An Israeli teen who fell 600 feet to his death in Yosemite National Park in September was dangling from a steep ledge and posing for a picture when he suddenly lost his grip before several horrified tourists, according to a new report.

Tomer Frankfurter, 18, of Jerusalem, was visiting a family friend in Fresno, California, for several weeks last fall before he planned to return home and start his service with the Israeli army. But Frankfurter and his friend got separated after arriving at the nearly 1,200-square-mile park, leading him to join another group of tourists from Israel, Germany and other countries to trek along the strenuous, 5.4-mile Mist Trail above the 594-foot Nevada Fall, the San Jose Mercury News reports.

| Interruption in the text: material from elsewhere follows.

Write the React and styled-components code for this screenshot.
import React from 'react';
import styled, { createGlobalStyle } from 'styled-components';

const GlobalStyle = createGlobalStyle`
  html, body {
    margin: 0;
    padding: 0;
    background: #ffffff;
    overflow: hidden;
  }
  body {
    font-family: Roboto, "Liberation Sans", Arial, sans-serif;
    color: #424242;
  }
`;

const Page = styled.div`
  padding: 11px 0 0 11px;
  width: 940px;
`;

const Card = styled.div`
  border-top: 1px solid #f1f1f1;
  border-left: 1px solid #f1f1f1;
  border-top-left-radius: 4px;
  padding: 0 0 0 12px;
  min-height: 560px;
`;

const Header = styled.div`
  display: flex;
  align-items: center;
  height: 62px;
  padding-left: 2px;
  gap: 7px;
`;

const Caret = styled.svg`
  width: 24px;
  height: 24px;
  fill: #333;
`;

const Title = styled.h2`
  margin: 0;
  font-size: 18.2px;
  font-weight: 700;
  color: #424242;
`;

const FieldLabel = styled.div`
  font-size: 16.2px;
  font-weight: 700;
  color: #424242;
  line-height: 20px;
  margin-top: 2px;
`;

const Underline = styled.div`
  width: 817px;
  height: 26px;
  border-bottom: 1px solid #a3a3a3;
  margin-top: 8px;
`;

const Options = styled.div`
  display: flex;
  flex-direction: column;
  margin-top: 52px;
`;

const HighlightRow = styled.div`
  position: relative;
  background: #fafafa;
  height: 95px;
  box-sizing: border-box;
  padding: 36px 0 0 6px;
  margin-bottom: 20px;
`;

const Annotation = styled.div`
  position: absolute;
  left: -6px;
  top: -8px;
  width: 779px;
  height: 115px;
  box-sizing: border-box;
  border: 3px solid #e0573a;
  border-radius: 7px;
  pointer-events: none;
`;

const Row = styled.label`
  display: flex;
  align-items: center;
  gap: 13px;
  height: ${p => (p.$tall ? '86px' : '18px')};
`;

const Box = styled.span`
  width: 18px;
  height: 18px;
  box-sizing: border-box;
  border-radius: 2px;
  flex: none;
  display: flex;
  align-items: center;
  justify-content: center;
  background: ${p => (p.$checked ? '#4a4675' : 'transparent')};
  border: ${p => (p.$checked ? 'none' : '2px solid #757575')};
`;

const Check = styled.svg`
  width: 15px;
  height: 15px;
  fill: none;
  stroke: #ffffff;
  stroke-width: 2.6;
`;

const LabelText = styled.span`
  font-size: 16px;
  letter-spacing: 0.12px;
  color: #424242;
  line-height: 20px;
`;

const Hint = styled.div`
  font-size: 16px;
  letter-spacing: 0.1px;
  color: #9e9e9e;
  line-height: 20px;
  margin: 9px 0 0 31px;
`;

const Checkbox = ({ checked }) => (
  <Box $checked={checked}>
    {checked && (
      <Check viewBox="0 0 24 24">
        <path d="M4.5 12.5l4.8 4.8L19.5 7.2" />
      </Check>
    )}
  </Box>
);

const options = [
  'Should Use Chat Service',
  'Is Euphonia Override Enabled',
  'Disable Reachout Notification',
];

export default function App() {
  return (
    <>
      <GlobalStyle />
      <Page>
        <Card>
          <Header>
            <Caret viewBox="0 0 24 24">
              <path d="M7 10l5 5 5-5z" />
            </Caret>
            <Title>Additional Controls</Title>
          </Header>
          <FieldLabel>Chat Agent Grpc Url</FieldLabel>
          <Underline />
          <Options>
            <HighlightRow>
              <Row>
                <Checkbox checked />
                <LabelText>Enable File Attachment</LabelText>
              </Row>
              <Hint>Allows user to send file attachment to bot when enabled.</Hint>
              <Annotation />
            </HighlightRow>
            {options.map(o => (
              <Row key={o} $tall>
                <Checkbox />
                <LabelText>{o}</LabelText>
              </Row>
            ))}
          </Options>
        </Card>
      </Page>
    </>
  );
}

After eating lunch at what’s billed on Yosemite’s website as a “thunderous waterfall,” Frankfurter and his newfound companions were getting ready to leave Nevada Fall when he had a last-minute idea: He wanted a daring picture of himself.

So Frankfurter tossed off his orange backpack and gave his phone to a young woman in the group before starting to climb over the cliff’s edge. He ignored several hikers, who told him to stop, and within seconds, he was hanging hundreds of feet above steep, rocky terrain below.

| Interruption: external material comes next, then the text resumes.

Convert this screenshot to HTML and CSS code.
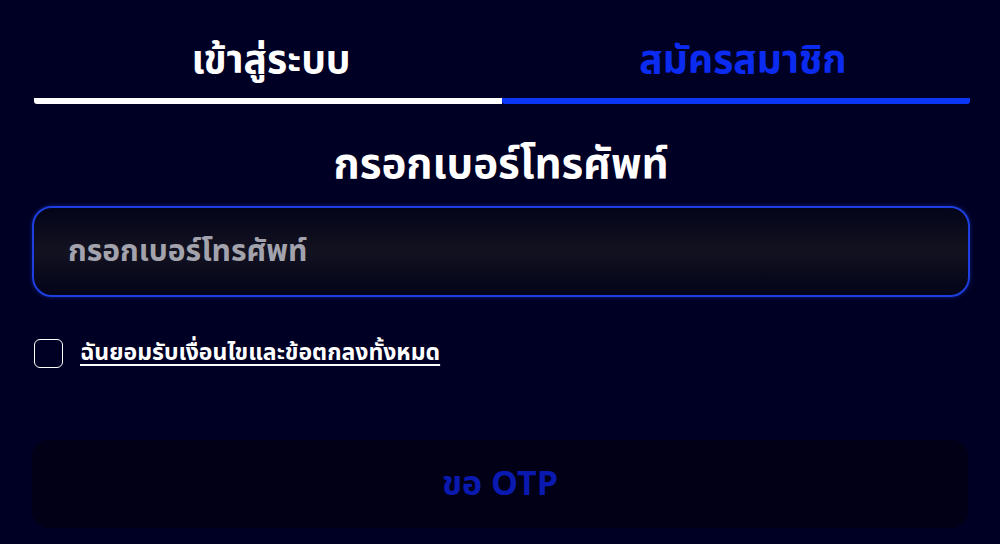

The woman tasked to capture Frankfurter’s risky maneuver, meanwhile, took several photos, according to details of the fatal Sept. 4 accident obtained by the newspaper via a Freedom of Information Act request.

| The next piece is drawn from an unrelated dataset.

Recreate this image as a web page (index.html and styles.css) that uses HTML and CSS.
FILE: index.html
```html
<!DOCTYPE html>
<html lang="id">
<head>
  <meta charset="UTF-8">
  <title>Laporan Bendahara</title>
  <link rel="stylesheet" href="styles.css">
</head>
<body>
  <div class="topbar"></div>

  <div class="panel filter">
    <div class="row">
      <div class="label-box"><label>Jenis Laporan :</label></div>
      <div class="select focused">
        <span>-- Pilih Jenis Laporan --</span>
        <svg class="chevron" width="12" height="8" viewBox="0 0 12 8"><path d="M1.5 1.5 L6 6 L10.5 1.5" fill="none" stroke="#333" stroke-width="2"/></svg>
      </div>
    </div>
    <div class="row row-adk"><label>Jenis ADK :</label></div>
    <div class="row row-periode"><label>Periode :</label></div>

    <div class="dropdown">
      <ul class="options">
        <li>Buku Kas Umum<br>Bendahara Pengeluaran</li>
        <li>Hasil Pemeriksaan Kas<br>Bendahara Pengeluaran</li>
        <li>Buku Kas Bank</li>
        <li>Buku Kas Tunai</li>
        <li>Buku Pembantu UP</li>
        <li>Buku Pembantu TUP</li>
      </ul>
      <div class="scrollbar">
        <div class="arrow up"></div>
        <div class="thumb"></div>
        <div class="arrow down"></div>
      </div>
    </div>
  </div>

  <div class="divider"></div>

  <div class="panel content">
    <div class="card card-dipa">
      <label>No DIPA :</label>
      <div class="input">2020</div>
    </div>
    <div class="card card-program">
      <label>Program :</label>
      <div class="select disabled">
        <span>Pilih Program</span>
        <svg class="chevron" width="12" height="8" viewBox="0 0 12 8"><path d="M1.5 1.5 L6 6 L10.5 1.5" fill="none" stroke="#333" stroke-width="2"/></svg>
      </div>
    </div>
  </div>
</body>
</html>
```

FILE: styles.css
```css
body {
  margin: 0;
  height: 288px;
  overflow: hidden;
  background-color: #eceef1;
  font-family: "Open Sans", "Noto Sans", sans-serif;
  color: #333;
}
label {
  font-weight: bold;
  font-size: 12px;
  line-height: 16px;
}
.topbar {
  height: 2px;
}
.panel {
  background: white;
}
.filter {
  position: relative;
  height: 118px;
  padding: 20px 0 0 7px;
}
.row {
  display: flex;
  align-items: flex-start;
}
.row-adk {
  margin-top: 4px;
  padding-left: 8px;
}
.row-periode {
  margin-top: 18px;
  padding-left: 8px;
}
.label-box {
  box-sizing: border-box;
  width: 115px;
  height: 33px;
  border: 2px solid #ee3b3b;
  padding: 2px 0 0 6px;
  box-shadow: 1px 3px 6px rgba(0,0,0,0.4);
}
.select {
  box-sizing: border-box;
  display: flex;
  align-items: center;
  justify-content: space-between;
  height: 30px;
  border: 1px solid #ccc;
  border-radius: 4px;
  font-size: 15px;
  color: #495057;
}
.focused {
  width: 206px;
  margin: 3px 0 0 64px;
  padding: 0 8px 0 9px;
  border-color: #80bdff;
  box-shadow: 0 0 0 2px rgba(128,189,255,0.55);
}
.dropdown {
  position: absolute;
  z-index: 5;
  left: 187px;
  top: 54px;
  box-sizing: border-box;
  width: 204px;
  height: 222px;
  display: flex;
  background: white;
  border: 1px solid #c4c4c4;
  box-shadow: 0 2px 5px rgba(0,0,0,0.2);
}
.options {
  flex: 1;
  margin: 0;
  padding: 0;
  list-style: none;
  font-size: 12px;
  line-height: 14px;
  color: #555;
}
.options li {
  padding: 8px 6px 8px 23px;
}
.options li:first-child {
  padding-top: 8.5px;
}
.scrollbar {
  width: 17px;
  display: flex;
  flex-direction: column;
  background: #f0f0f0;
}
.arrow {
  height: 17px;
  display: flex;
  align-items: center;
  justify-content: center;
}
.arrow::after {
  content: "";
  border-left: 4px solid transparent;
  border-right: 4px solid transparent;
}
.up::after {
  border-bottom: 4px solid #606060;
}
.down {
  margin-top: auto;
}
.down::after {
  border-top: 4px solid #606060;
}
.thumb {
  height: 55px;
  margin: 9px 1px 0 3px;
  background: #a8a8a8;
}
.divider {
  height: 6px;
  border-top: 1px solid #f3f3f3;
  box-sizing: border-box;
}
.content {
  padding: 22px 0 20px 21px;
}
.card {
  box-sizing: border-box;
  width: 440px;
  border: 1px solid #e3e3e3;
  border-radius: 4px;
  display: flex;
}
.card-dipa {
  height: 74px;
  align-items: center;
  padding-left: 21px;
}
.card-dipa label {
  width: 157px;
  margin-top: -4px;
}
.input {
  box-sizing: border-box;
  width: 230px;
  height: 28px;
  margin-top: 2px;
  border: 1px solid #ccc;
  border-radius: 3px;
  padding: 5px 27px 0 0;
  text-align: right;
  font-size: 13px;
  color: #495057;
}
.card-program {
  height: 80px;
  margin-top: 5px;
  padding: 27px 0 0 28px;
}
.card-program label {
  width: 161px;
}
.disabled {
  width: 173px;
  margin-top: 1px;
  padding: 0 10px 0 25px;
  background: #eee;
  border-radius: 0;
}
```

“I need help,” Frankfurter suddenly said, causing several in the group to grab his arms and wrists.

The other hikers, strangers just a short time ago, were now straining to pull Frankfurter back onto the trail, but the teen’s arms were slick with sweat, and the teen slipped away to his death in an accident that “he was entirely in control of until the point of the fall,” according to a report written by a Yosemite park ranger.

“The witnesses that attempted to render aid were heroic in their actions,” the ranger wrote. “But once Frankfurter descended to hang from the edge of the cliff face, there was nothing they could have done to prevent his fall with the equipment available.”

Frankfurter told the group that he wanted to replicate a popular photo on social media platforms, especially Instagram, of hikers hanging from a rock outcropping in Brazil called Telegraph Rock near Rio de Janeiro. That rock, however, is just feet above a nearby trail, unlike the formidable Nevada Fall in Yosemite.

“I thought he was joking,” one witness told investigators of Frankfurter. “I turned around because I couldn’t watch, but he was hanging off the rock. Then he started to struggle.”

Another witness said they heard someone scream, “Come quickly, everyone hurry!”

“Help! We need help,” another person in the group screamed as three others tried unsuccessfully to pull Frankfurter to safety. “But he just couldn’t hang on anymore.”

Frankfurter died instantly on impact near the Merced River below, according to the report. He’s one of at least 1,004 people who have died at the park since 1851, including more than 300 who died in falls, according to Michael Ghiglieri, co-author of “Off the Wall: Death in Yosemite.”

Ghiglieri said Frankfurter’s death appears to be part of a “selfie epidemic” now plaguing travelers, especially the younger crowd.

“Today people are trying to prove that they did something,” Ghiglieri told the newspaper. “In the old days people went out to have an experience. Now they go out to record that they had that experience.”

Ghiglieri said most people recognize that risking their lives for a photo just doesn’t make sense.

“Some people — and it’s almost always guys — recognize it’s dangerous, but they don’t internalize it as dangerous,” he told the newspaper. “They perceive it like a Hollywood movie set. It’s a disconnect.”

Ghiglieri called on national parks to consider updating safety guidelines, perhaps with warnings that selfies aren’t worth a potentially fatal fall. But that’s not currently in the works, according to Yosemite officials.

“We post signs in some areas, at top of Mist Trail, for example, warning people to stay away from the edge,” Yosemite spokesman Scott Gediman told the San Jose Mercury News. “And, of course, we have safety messages in our park newspaper and on the website. However, we don’t have anything specific about taking photos on the edges of cliffs.”

Short of daunting warning signs, Ghiglieri said strangers should use common sense the next time they get a request to become an amateur photographer from a daring hiker or adventurist.

“In a common-sense way, many of these accidents could not happen with that assistance,” Ghiglieri said.